### Information supplied
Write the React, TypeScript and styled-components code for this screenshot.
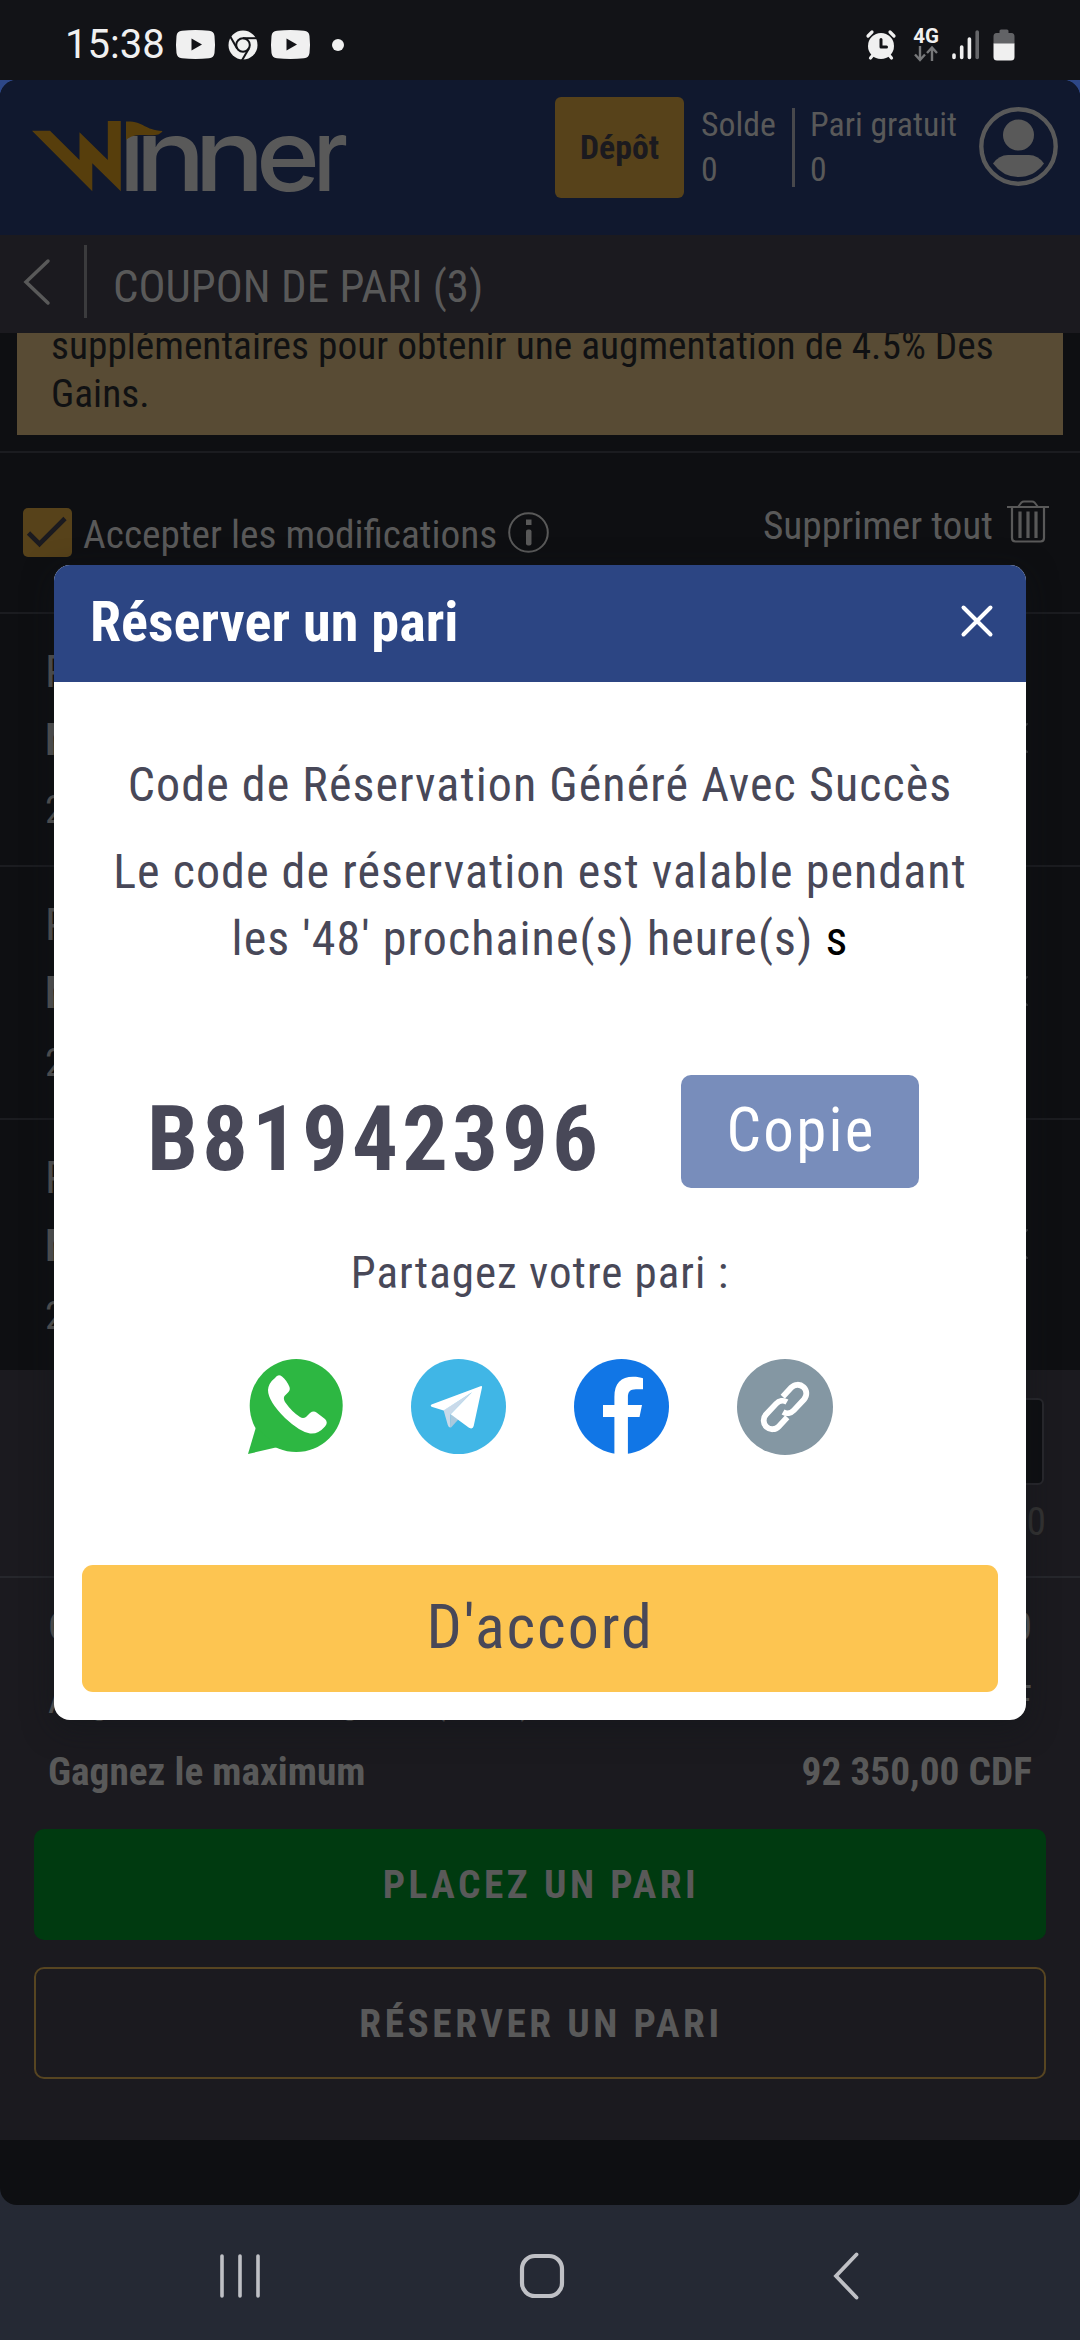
import React from "react";
import styled, { createGlobalStyle } from "styled-components";

const GlobalStyle = createGlobalStyle`
  *, *::before, *::after { box-sizing: border-box; }
  body { margin: 0; background: #252934; }
  svg { display: block; flex: none; overflow: visible; }
  button { font: inherit; border: 0; padding: 0; margin: 0; }
`;

const Screen = styled.div`
  width: 1080px;
  height: 2340px;
  display: flex;
  flex-direction: column;
  overflow: hidden;
  font-family: "Roboto Condensed", Roboto, sans-serif;
  background: #252934;
`;

/* ---------- system status bar ---------- */

const StatusBar = styled.div`
  height: 80px;
  flex: none;
  display: flex;
  align-items: center;
  padding: 9px 65px 0 65px;
  background: #121317;
  color: #f0f0f0;
`;

const Clock = styled.span`
  font-family: Roboto, sans-serif;
  font-size: 40px;
  line-height: 48px;
  width: 111px;
`;

const StatusGroup = styled.div`
  display: flex;
  align-items: center;
  gap: 13px;
`;

const Spacer = styled.div`
  flex: 1;
`;

const Dot = styled.i`
  width: 12px;
  height: 12px;
  margin-left: 9px;
  border-radius: 50%;
  background: #f0f0f0;
`;

const Network = styled.div`
  width: 26px;
  margin-left: 4px;
  display: flex;
  flex-direction: column;
  align-items: center;
  font: 700 20.5px/18px Roboto, sans-serif;
  gap: 1px;
`;

/* ---------- page ---------- */

const PageFrame = styled.div`
  flex: none;
  height: 2125px;
  background: linear-gradient(#2d4787 50%, #252934 50%);
`;

const Page = styled.div`
  position: relative;
  height: 100%;
  display: flex;
  flex-direction: column;
  border-radius: 17px;
  overflow: hidden;
  background: #0e0f12;
  color: #595959;
`;

const Header = styled.header`
  height: 155px;
  flex: none;
  display: flex;
  align-items: flex-start;
  padding: 17px 22px 0 32px;
  background: #10182e;
  font-size: 33.75px;
  line-height: 45px;
`;

const LogoBox = styled.div`
  margin-top: 24px;
  width: 523px;
`;

const DepositButton = styled.button`
  width: 129px;
  height: 101px;
  border-radius: 6px;
  background: #57421a;
  color: #1b1a1f;
  font-weight: 700;
`;

const Balance = styled.div<{ $width: number; $left: number }>`
  width: ${(p) => p.$width}px;
  margin: 5px 0 0 ${(p) => p.$left}px;
  white-space: nowrap;
`;

const HeaderRule = styled.div`
  width: 3px;
  height: 79px;
  margin-top: 11px;
  background: #48484c;
`;

const AvatarBox = styled.div`
  margin: 10px 0 0 auto;
`;

const TitleBar = styled.div`
  height: 98px;
  flex: none;
  display: flex;
  align-items: center;
  padding: 0 23px 5px;
  background: #1b1a1f;
`;

const TitleRule = styled.div`
  width: 3px;
  height: 73px;
  margin: 0 26px 0 34px;
  background: #3b3b3d;
`;

const PageTitle = styled.h1`
  margin: 10px 0 0;
  font-weight: 400;
  font-size: 45px;
  line-height: 54px;
`;

const Banner = styled.div`
  height: 102px;
  flex: none;
  margin: 0 17px 16px;
  padding: 0 34px 17px;
  display: flex;
  flex-direction: column;
  justify-content: flex-end;
  overflow: hidden;
  background: #584b34;
  color: #101113;
  font-size: 39.375px;
  line-height: 48px;
`;

const Options = styled.div`
  height: 163px;
  flex: none;
  display: flex;
  align-items: center;
  justify-content: space-between;
  padding: 0 31px 0 23px;
  border: solid #1b1c20;
  border-width: 2px 0;
  font-size: 39.375px;
  line-height: 48px;
`;

const OptionItem = styled.div<{ $drop: number }>`
  display: flex;
  align-items: center;
  margin-top: ${(p) => p.$drop}px;
`;

const Checkbox = styled.div`
  width: 49px;
  height: 49px;
  margin-right: 11px;
  border-radius: 5px;
  background: #57421a;
`;

const OptionText = styled.span<{ $gap: number; $shift: number }>`
  margin-right: ${(p) => p.$gap}px;
  padding-top: ${(p) => p.$shift}px;
`;

const Selection = styled.div<{ $last?: boolean }>`
  height: ${(p) => (p.$last ? 250 : 253)}px;
  flex: none;
  display: flex;
  justify-content: space-between;
  padding: 24px 52px 0 45px;
  border-bottom: ${(p) => (p.$last ? 0 : 2)}px solid #1b1c20;
`;

const Pick = styled.div`
  font-size: 45px;
  line-height: 67px;
`;

const Match = styled.div`
  font-size: 45px;
  font-weight: 700;
  line-height: 69px;
`;

const Odds = styled.div`
  font-size: 39.375px;
  line-height: 72px;
`;

const RemoveBox = styled.div`
  padding-top: 85px;
`;

const Panel = styled.section`
  height: 770px;
  flex: none;
  background: #1b1a1f;
  font-size: 39.375px;
`;

const StakeArea = styled.div`
  height: 208px;
  display: flex;
  flex-direction: column;
  align-items: flex-end;
  padding: 28px 36px 0 0;
  border-bottom: 2px solid #26272c;
`;

const StakeInput = styled.div`
  width: 360px;
  height: 87px;
  border: 2px solid #28282d;
  border-radius: 6px;
  background: #0e0f12;
`;

const StakeHint = styled.div`
  margin: 13px -2px 0 0;
  line-height: 48px;
  color: #333333;
`;

const Summary = styled.div`
  padding: 13px 48px 20px;
`;

const SummaryRow = styled.div<{ $strong?: boolean }>`
  display: flex;
  justify-content: space-between;
  line-height: 72.5px;
  font-weight: ${(p) => (p.$strong ? 700 : 400)};
`;

const ActionButton = styled.button<{ $outline?: boolean }>`
  display: block;
  width: 1012px;
  height: ${(p) => (p.$outline ? 112 : 111)}px;
  margin: 0 34px ${(p) => (p.$outline ? 0 : 27)}px;
  padding: ${(p) => (p.$outline ? 2 : 0)}px 0 0 2px;
  border-radius: 10px;
  border: ${(p) => (p.$outline ? "2px solid #574521" : "0")};
  background: ${(p) => (p.$outline ? "transparent" : "#003a10")};
  color: #595959;
  font-weight: 700;
  letter-spacing: 3.55px;
`;

/* ---------- dialog ---------- */

const Dialog = styled.div`
  position: absolute;
  left: 54px;
  top: 485px;
  width: 972px;
  height: 1155px;
  display: flex;
  flex-direction: column;
  border-radius: 16px;
  overflow: hidden;
  background: #fff;
  color: #484858;
  box-shadow: 0 8px 30px rgba(18, 22, 26, 0.5);
`;

const DialogHeader = styled.div`
  height: 117px;
  flex: none;
  display: flex;
  align-items: center;
  justify-content: space-between;
  padding: 0 33px 3px 36px;
  background: #2c4583;
  color: #fff;
  font-size: 56.25px;
  font-weight: 700;
`;

const CloseBox = styled.div`
  padding-bottom: 2px;
`;

const Message = styled.p`
  margin: 0 0 20px;
  font-size: 48px;
  line-height: 67px;
  letter-spacing: 1.07px;
  text-align: center;
  white-space: nowrap;
`;

const Suffix = styled.span`
  color: #000;
`;

const DialogBody = styled.div`
  flex: 1;
  padding: 69px 28px 28px;
  display: flex;
  flex-direction: column;
`;

const CodeRow = styled.div`
  display: flex;
  align-items: center;
  margin-top: 82px;
  padding-left: 65px;
`;

const Code = styled.strong`
  width: 534px;
  padding-top: 16px;
  font-size: 91px;
  line-height: 99px;
  letter-spacing: 4px;
`;

const CopyButton = styled.button`
  width: 238px;
  height: 113px;
  padding: 0 0 3px 2px;
  border-radius: 10px;
  background: #788dbb;
  color: #fff;
  font-size: 61px;
  letter-spacing: 2.2px;
`;

const ShareLabel = styled.div`
  margin: 58px 0 60px;
  font-size: 45px;
  line-height: 52px;
  letter-spacing: 1px;
  text-align: center;
`;

const ShareIcons = styled.div`
  display: flex;
  justify-content: center;
  gap: 68px;
`;

const OkButton = styled.button`
  height: 127px;
  margin-top: auto;
  padding: 0 0 4px;
  border-radius: 11px;
  background: #fdc551;
  color: #484858;
  font-size: 62px;
  letter-spacing: 1.9px;
`;

/* ---------- navigation bar ---------- */

const NavBar = styled.nav`
  flex: 1;
  display: flex;
  align-items: center;
  justify-content: space-between;
  padding: 7px 220px 0 218px;
`;

const HomeBox = styled.div`
  margin-right: 10px;
`;

/* ---------- drawings ---------- */

const YouTube = () => (
  <svg width="39" height="29" viewBox="0 0 39 29">
    <path d="M6 .8Q19.500-.8 33 .8Q38 1.200 38.500 6Q39.500 14.500 38.500 23Q38 27.800 33 28.200Q19.500 29.800 6 28.200Q1 27.800.5 23Q-.5 14.500.5 6Q1 1.200 6 .8Z" fill="#f0f0f0" />
    <path d="M15.500 8.500L26 14.500L15.500 20.500Z" fill="#121317" />
  </svg>
);

const Chrome = () => (
  <svg width="30" height="30" viewBox="-15 -15 30 30">
    <circle r="14.500" fill="#f0f0f0" />
    <g fill="none" stroke="#121317" strokeWidth="2">
      <circle r="6.800" />
      {[0, 120, 240].map((a) => (
        <path key={a} d="M0-6.800H14" transform={`rotate(${a})`} />
      ))}
    </g>
  </svg>
);

const Alarm = () => (
  <svg width="30" height="30" viewBox="0 0 30 30">
    <circle cx="15" cy="16" r="13" fill="#f0f0f0" />
    <g fill="none" stroke="#f0f0f0" strokeLinecap="round" strokeWidth="3.200">
      <path d="M2 6L6 2M28 6L24 2M4.500 28L7 25M25.500 28L23 25" />
    </g>
    <path d="M15 9.500V17H20.500" fill="none" stroke="#121317" strokeWidth="3" strokeLinecap="round" strokeLinejoin="round" />
  </svg>
);

const DataArrows = () => (
  <svg width="24" height="16" viewBox="0 0 24 16" fill="none" stroke="#77787a" strokeWidth="2.400">
    <path d="M6 0V14M1 8.500L6 14L11 8.500M18 15V2M13 7L18 1.500L23 7" />
  </svg>
);

const Signal = () => (
  <svg width="28" height="31" viewBox="0 0 28 31" strokeWidth="3.600" strokeLinecap="round" stroke="#f0f0f0">
    <path d="M2 26V28.500M9.700 18V28.500M17.400 10V28.500" />
    <path d="M25.200 3V28.500" stroke="#66676a" />
  </svg>
);

const Battery = () => (
  <svg width="22" height="32" viewBox="0 0 22 32">
    <path d="M6.500 4V2Q6.500.5 8 .5H14Q15.500.5 15.500 2V4H18.500Q21.500 4 21.500 7.500V15H.5V7.500Q.5 4 3.500 4Z" fill="#626366" />
    <path d="M.5 14.500H21.500V28Q21.500 31.500 18 31.500H4Q.5 31.500.5 28Z" fill="#f0f0f0" />
  </svg>
);

const wordmark = [
  { char: "ı", x: 87, width: 26 },
  { char: "n", x: 103, width: 71 },
  { char: "n", x: 162, width: 71 },
  { char: "e", x: 224, width: 64 },
  { char: "r", x: 281, width: 35 },
];

const Logo = () => (
  <svg width="316" height="72" viewBox="0 0 316 72">
    <path d="M0 9.700H18L47.500 39V11.300L75.800 39V0H88.800V70.300L60.300 42.300V70.300Z" fill="#573e0c" />
    <text fill="#595959" fontFamily="Inter, sans-serif" fontSize="100" fontWeight="550">
      {wordmark.map((l, i) => (
        <tspan key={i} x={l.x} y="70.300" textLength={l.width} lengthAdjust="spacingAndGlyphs">
          {l.char}
        </tspan>
      ))}
    </text>
    <path d="M94 .5C112 0 112 9 130.500 10C128 14 124 14.500 116 14.200C108 14 101 13 94 19Z" fill="#573e0c" />
  </svg>
);

const Avatar = () => (
  <svg width="79" height="79" viewBox="0 0 79 79" fill="#595959">
    <circle cx="39.500" cy="39.500" r="37.200" fill="none" stroke="#595959" strokeWidth="4.400" />
    <circle cx="39.500" cy="28" r="15.500" />
    <path d="M14 56.500Q20 48 29 48H50Q59 48 65 56.500Q55 70 39.500 70Q24 70 14 56.500Z" />
  </svg>
);

const Back = () => (
  <svg width="27" height="46" viewBox="0 0 27 46" fill="none" stroke="#595959" strokeWidth="3.500" strokeLinecap="round">
    <path d="M25 2L3 23L25 44" />
  </svg>
);

const Check = () => (
  <svg width="49" height="49" viewBox="0 0 49 49" fill="none" stroke="#1b1a1f" strokeWidth="4.600">
    <path d="M5.500 25L16.500 36L42 10.500" />
  </svg>
);

const Info = () => (
  <svg width="41" height="41" viewBox="0 0 41 41">
    <circle cx="20.500" cy="20.500" r="19.300" fill="none" stroke="#595959" strokeWidth="2" />
    <rect x="18" y="7.500" width="5.500" height="5.500" fill="#595959" />
    <rect x="18" y="17.500" width="5.500" height="16" rx="2" fill="#595959" />
  </svg>
);

const Trash = () => (
  <svg width="42" height="43" viewBox="0 0 42 43" fill="none" stroke="#595959">
    <path d="M0 7H42" strokeWidth="2" />
    <path d="M11 7L14.500 2.500Q15.500 1.500 17 1.500H25Q26.500 1.500 27.500 2.500L31 7" strokeWidth="2" />
    <path d="M5 7V38Q5 41.500 8.500 41.500H33.500Q37 41.500 37 38V7" strokeWidth="2.200" />
    <path d="M13 11.500V38M21 11.500V38M29 11.500V38" strokeWidth="3.200" />
  </svg>
);

const Remove = () => (
  <svg width="30" height="30" viewBox="0 0 30 30" stroke="#3d3e40" strokeWidth="2" strokeLinecap="round">
    <path d="M1 1L29 29M29 1L1 29" />
  </svg>
);

const Close = () => (
  <svg width="32" height="32" viewBox="0 0 32 32" stroke="#fff" strokeWidth="4" strokeLinecap="round">
    <path d="M2.500 2.500L29.500 29.500M29.500 2.500L2.500 29.500" />
  </svg>
);

const WhatsApp = () => (
  <svg width="95" height="95" viewBox="0 0 95 95">
    <circle cx="48.200" cy="46.600" r="46.500" fill="#2db742" />
    <path d="M0 95L8 68L30 88Z" fill="#2db742" />
    <path d="M27 19Q30 14.500 34 17.500Q38.500 21 41.500 28Q42.500 31 40 33.500L36.500 37Q35 39.500 37 43Q44 53 52 58Q55 60 58 58L62 54Q65.500 51.500 68.500 53.500L77 60Q80.500 63.500 77 67.500Q70 75.500 62 74.500Q52 73 37 59Q20 42 20 31Q20.500 24 27 19Z" fill="#fff" />
  </svg>
);

const Telegram = () => (
  <svg width="95" height="95" viewBox="0 0 95 95">
    <circle cx="47.500" cy="47.500" r="47.500" fill="#40b6e6" />
    <path d="M32.600 51.300L61 33.300L39.600 55.300L39 68.500Q37.500 68 36.800 66Z" fill="#c9daea" />
    <path d="M39.600 55.300L47.300 60.500L40.500 68Q39.500 69 39 68.300Z" fill="#a9c9dd" />
    <path d="M69.500 27.200L20.500 45.500Q18.800 46.500 20.500 47.700L32.600 51.500L61 33.300L39.600 55.300L58 68.700Q61.800 70.700 62.700 67L71 28.500Q71.300 26.500 69.500 27.200Z" fill="#fff" />
  </svg>
);

const Facebook = () => (
  <svg width="95" height="95" viewBox="0 0 95 95">
    <circle cx="47.500" cy="47.500" r="47.500" fill="#1176e6" />
    <path d="M40.400 95V58H29V46H40.400V38C40.400 24 47 17.700 59 17.700C63 17.700 67 18.300 69 19.300V30.300H62C56 30.300 53.900 33 53.900 38V46H68L65.500 58H53.900V95Z" fill="#fff" />
  </svg>
);

const CopyLink = () => (
  <svg width="96" height="96" viewBox="0 0 96 96">
    <circle cx="48" cy="48" r="48" fill="#8497a3" />
    <g transform="translate(48 48) rotate(-47)" fill="none" stroke="#fff" strokeWidth="5.800">
      <path d="M6-8.700H18.500A8.700 8.700 0 0 1 18.500 8.700H3.500A8.700 8.700 0 0 1-5 2" />
      <path d="M6-8.700H18.500A8.700 8.700 0 0 1 18.500 8.700H3.500A8.700 8.700 0 0 1-5 2" transform="rotate(180)" />
    </g>
  </svg>
);

const Recents = () => (
  <svg width="44" height="46" viewBox="0 0 44 46" stroke="#bfc0c5" strokeWidth="3.600" strokeLinecap="round">
    <path d="M4 3V43M22 3V43M40 3V43" />
  </svg>
);

const Home = () => (
  <svg width="46" height="46" viewBox="0 0 46 46">
    <rect x="3" y="3" width="40" height="40" rx="13" fill="none" stroke="#bfc0c5" strokeWidth="4.200" />
  </svg>
);

const NavBack = () => (
  <svg width="28" height="48" viewBox="0 0 28 48" fill="none" stroke="#bfc0c5" strokeWidth="3.800" strokeLinecap="round">
    <path d="M24.500 2.500L4 24L24.500 45.500" />
  </svg>
);

/* ---------- screen ---------- */

const selections = [
  { pick: "P", match: "M", odds: "2" },
  { pick: "P", match: "M", odds: "2" },
  { pick: "P", match: "M", odds: "2" },
];

const totals = [
  { label: "Cote", value: "0" },
  { label: "Augmentation des gains (4.5%)", value: "F" },
  { label: "Gagnez le maximum", value: "92 350,00 CDF", strong: true },
];

export default function App() {
  return (
    <Screen>
      <GlobalStyle />
      <StatusBar>
        <Clock>15:38</Clock>
        <StatusGroup>
          <YouTube />
          <Chrome />
          <YouTube />
          <Dot />
        </StatusGroup>
        <Spacer />
        <StatusGroup>
          <Alarm />
          <Network>
            4G
            <DataArrows />
          </Network>
          <Signal />
          <Battery />
        </StatusGroup>
      </StatusBar>

      <PageFrame>
        <Page>
          <Header>
            <LogoBox>
              <Logo />
            </LogoBox>
            <DepositButton>Dépôt</DepositButton>
            <Balance $width={91} $left={17}>
              Solde
              <br />0
            </Balance>
            <HeaderRule />
            <Balance $width={150} $left={15}>
              Pari gratuit
              <br />0
            </Balance>
            <AvatarBox>
              <Avatar />
            </AvatarBox>
          </Header>

          <TitleBar>
            <Back />
            <TitleRule />
            <PageTitle>COUPON DE PARI (3)</PageTitle>
          </TitleBar>

          <Banner>
            <div>
              supplémentaires pour obtenir une augmentation de 4.5% Des
              <br />
              Gains.
            </div>
          </Banner>

          <Options>
            <OptionItem $drop={0}>
              <Checkbox>
                <Check />
              </Checkbox>
              <OptionText $gap={11} $shift={4}>
                Accepter les modifications
              </OptionText>
              <Info />
            </OptionItem>
            <OptionItem $drop={-23}>
              <OptionText $gap={14} $shift={9}>
                Supprimer tout
              </OptionText>
              <Trash />
            </OptionItem>
          </Options>

          {selections.map((s, i) => (
            <Selection key={i} $last={i === selections.length - 1}>
              <div>
                <Pick>{s.pick}</Pick>
                <Match>{s.match}</Match>
                <Odds>{s.odds}</Odds>
              </div>
              <RemoveBox>
                <Remove />
              </RemoveBox>
            </Selection>
          ))}

          <Panel>
            <StakeArea>
              <StakeInput />
              <StakeHint>0</StakeHint>
            </StakeArea>
            <Summary>
              {totals.map((t) => (
                <SummaryRow key={t.label} $strong={t.strong}>
                  <span>{t.label}</span>
                  <span>{t.value}</span>
                </SummaryRow>
              ))}
            </Summary>
            <ActionButton>PLACEZ UN PARI</ActionButton>
            <ActionButton $outline>RÉSERVER UN PARI</ActionButton>
          </Panel>

          <Dialog role="dialog">
            <DialogHeader>
              Réserver un pari
              <CloseBox>
                <Close />
              </CloseBox>
            </DialogHeader>
            <DialogBody>
              <Message>Code de Réservation Généré Avec Succès</Message>
              <Message>
                Le code de réservation est valable pendant
                <br />
                les '48' prochaine(s) heure(s) <Suffix>s</Suffix>
              </Message>
              <CodeRow>
                <Code>B81942396</Code>
                <CopyButton>Copie</CopyButton>
              </CodeRow>
              <ShareLabel>Partagez votre pari :</ShareLabel>
              <ShareIcons>
                <WhatsApp />
                <Telegram />
                <Facebook />
                <CopyLink />
              </ShareIcons>
              <OkButton>D'accord</OkButton>
            </DialogBody>
          </Dialog>
        </Page>
      </PageFrame>

      <NavBar>
        <Recents />
        <HomeBox>
          <Home />
        </HomeBox>
        <NavBack />
      </NavBar>
    </Screen>
  );
}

### Set problem
In the listing, find every line containing the word "components" and list it.

### The completed task
Write the React, TypeScript and styled-components code for this screenshot.
import styled, { createGlobalStyle } from "styled-components";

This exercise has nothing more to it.